Para as eleições de março, mantém-se na expetativa – não está claro que apoie alguém, nem que volte a ser vice-presidente. “Se aparecer uma pessoa que diz ‘eu só quero o futebol aqui’, eu peço a demissão de sócio logo, isso não é comigo”, adverte.

Os candidatos, ou possíveis candidatos, grande parte não os conhece, ou não sabe quais as ideias com que avançam. “Alguns nem sei quem são, podem passar por mim que não sei quem são, outros, conheço, mas tenho de saber qual é o projeto”, explica.

No seu coração permanece, sempre, o atletismo, que lhe tem marcado a vida nos últimos 66 anos, permanentemente no Sporting, procurando logo de início a máxima consagração - o ouro olímpico.

Uma meta que assumiu desde cedo, sem hesitações: “O meu objetivo é um dia ter um atleta treinado por mim que vá aos Jogos Olímpicos e ganhe a medalha de ouro”, respondeu a quem lhe fez a pergunta, quando acabou o curso de professor de educação física, em 1945.

“Ao fim de 39 anos de trabalho e de treino consegui mesmo que um atleta treinado por mim, o Carlos Lopes, conseguisse a medalha de ouro da maratona (1984)”, recorda.

Sem dúvida, o ponto mais alto de uma carreira de 66 anos de ligação ao atletismo do Sporting.

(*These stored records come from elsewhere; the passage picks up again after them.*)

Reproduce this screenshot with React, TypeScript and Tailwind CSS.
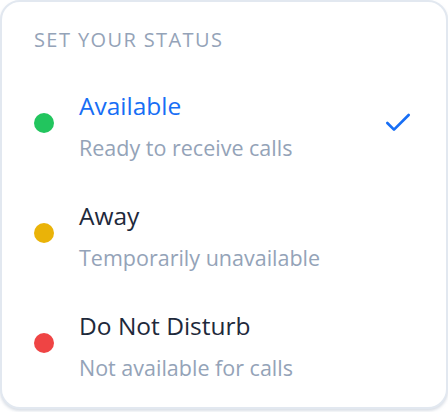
import { Check } from 'lucide-react';

const statuses = [
  { id: 'available', label: 'Available', note: 'Ready to receive calls', dot: 'bg-[#22c55e]' },
  { id: 'away', label: 'Away', note: 'Temporarily unavailable', dot: 'bg-[#eab308]' },
  { id: 'dnd', label: 'Do Not Disturb', note: 'Not available for calls', dot: 'bg-[#ef4444]' },
];

export default function App() {
  const selected = 'available';

  return (
    <div className="w-[448px] h-[412px] bg-white" style={{ fontFamily: '"Open Sans", "Noto Sans", sans-serif' }}>
      <div className="h-[409px] rounded-[20px] border-2 border-[#e2e8f0] bg-white px-8 pt-[24px] shadow-[0_2px_3px_rgba(148,163,184,0.35)]">
        <h2 className="text-[20px] leading-7 tracking-[0.07em] uppercase text-[#94a3b8]">Set your status</h2>

        <div className="mt-[14px] flex flex-col">
          {statuses.map((s) => {
            const active = s.id === selected;
            return (
              <div key={s.id} className="flex items-start h-[110px]">
                <div className={`mt-[45px] w-5 h-5 rounded-full ${s.dot}`} />
                <div className="ml-[25px] pt-[22px] flex-1">
                  <div className={`text-[24.5px] leading-8 ${active ? 'text-[#176ef5]' : 'text-[#1e293b]'}`}>{s.label}</div>
                  <div className="mt-3 text-[21.5px] leading-7 text-[#94a3b8]">{s.note}</div>
                </div>
                {active && <Check className="mt-[39px] w-8 h-8 text-[#176ef5]" strokeWidth={2} />}
              </div>
            );
          })}
        </div>
      </div>
    </div>
  );
}
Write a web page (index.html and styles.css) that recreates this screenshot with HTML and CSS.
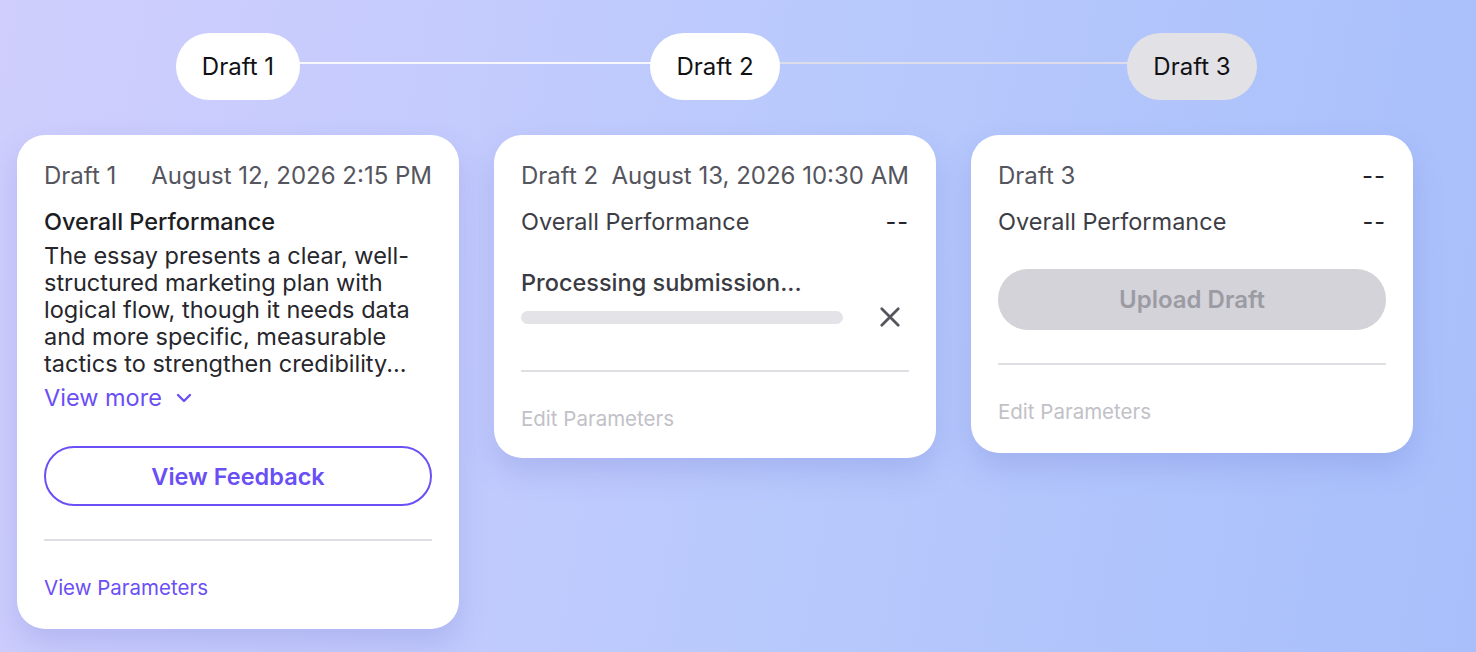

Mas não é só de Lopes que vivem as suas recordações. Também de Fernando Mamede e dos gémeos Castro, nomeadamente. “Gostei de trabalhar com muitos atletas, que se entregaram ao rigor das minhas regras de treino. Dei sempre o exemplo e nunca pedi para fazerem nada que eu não fizesse primeiro”, relembra.

O Sr. Professor fala com 16 anos de atraso, andaram anos a prometer-lhe esmolas para o atletismo.

E o resto Professor, o pavilhão, o Basket, o Hoquei, a pista que meteram no estádio universitário, nem alcochete deram condições às modalidades.